**PROBLEM DESCRIPTION**.
Leave out the pictures and repeat the data exactly.

**DATASET CONTENT**.
● ● ● ● ● ● ●
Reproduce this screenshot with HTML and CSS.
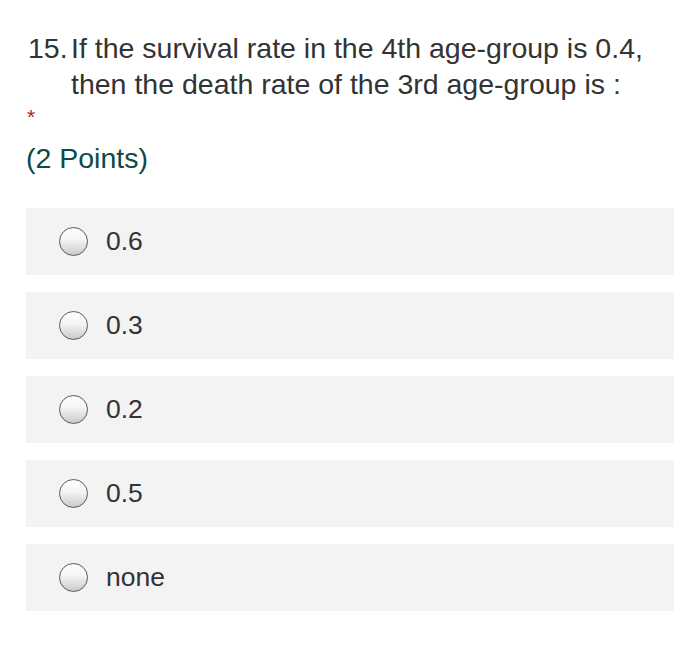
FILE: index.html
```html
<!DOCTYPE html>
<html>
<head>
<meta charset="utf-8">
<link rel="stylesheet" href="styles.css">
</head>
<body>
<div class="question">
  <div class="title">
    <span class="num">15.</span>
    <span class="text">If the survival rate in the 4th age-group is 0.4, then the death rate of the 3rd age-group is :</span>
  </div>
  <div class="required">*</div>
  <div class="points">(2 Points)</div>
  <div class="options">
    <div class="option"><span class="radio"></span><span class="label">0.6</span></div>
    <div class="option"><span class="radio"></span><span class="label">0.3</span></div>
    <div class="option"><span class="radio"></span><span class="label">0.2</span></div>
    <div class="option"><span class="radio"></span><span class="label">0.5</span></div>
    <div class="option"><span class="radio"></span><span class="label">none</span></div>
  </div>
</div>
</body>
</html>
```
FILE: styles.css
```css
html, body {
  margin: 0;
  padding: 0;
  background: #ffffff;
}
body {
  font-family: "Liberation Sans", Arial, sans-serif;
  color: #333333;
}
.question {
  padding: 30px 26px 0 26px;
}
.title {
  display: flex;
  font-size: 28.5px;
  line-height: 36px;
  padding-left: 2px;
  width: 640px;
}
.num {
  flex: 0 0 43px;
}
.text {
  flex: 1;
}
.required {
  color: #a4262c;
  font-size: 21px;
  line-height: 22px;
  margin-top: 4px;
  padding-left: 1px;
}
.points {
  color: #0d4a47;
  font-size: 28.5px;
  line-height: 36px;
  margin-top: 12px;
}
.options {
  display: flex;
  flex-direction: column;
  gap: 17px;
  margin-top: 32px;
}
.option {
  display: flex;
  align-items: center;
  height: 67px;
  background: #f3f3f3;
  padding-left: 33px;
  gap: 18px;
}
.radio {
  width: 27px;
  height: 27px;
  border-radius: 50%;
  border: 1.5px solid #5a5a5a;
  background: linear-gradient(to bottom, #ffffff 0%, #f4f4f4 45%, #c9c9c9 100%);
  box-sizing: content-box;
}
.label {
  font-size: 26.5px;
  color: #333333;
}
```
● ● ● ● ● ● ●
**ANSWER TO THE PROBLEM**.
Reproduce this screenshot with HTML and CSS.
FILE: index.html
```html
<!DOCTYPE html>
<html>
<head>
<meta charset="utf-8">
<link rel="stylesheet" href="styles.css">
</head>
<body>
<div class="question">
  <div class="title">
    <span class="num">15.</span>
    <span class="text">If the survival rate in the 4th age-group is 0.4, then the death rate of the 3rd age-group is :</span>
  </div>
  <div class="required">*</div>
  <div class="points">(2 Points)</div>
  <div class="options">
    <div class="option"><span class="radio"></span><span class="label">0.6</span></div>
    <div class="option"><span class="radio"></span><span class="label">0.3</span></div>
    <div class="option"><span class="radio"></span><span class="label">0.2</span></div>
    <div class="option"><span class="radio"></span><span class="label">0.5</span></div>
    <div class="option"><span class="radio"></span><span class="label">none</span></div>
  </div>
</div>
</body>
</html>
```
FILE: styles.css
```css
html, body {
  margin: 0;
  padding: 0;
  background: #ffffff;
}
body {
  font-family: "Liberation Sans", Arial, sans-serif;
  color: #333333;
}
.question {
  padding: 30px 26px 0 26px;
}
.title {
  display: flex;
  font-size: 28.5px;
  line-height: 36px;
  padding-left: 2px;
  width: 640px;
}
.num {
  flex: 0 0 43px;
}
.text {
  flex: 1;
}
.required {
  color: #a4262c;
  font-size: 21px;
  line-height: 22px;
  margin-top: 4px;
  padding-left: 1px;
}
.points {
  color: #0d4a47;
  font-size: 28.5px;
  line-height: 36px;
  margin-top: 12px;
}
.options {
  display: flex;
  flex-direction: column;
  gap: 17px;
  margin-top: 32px;
}
.option {
  display: flex;
  align-items: center;
  height: 67px;
  background: #f3f3f3;
  padding-left: 33px;
  gap: 18px;
}
.radio {
  width: 27px;
  height: 27px;
  border-radius: 50%;
  border: 1.5px solid #5a5a5a;
  background: linear-gradient(to bottom, #ffffff 0%, #f4f4f4 45%, #c9c9c9 100%);
  box-sizing: content-box;
}
.label {
  font-size: 26.5px;
  color: #333333;
}
```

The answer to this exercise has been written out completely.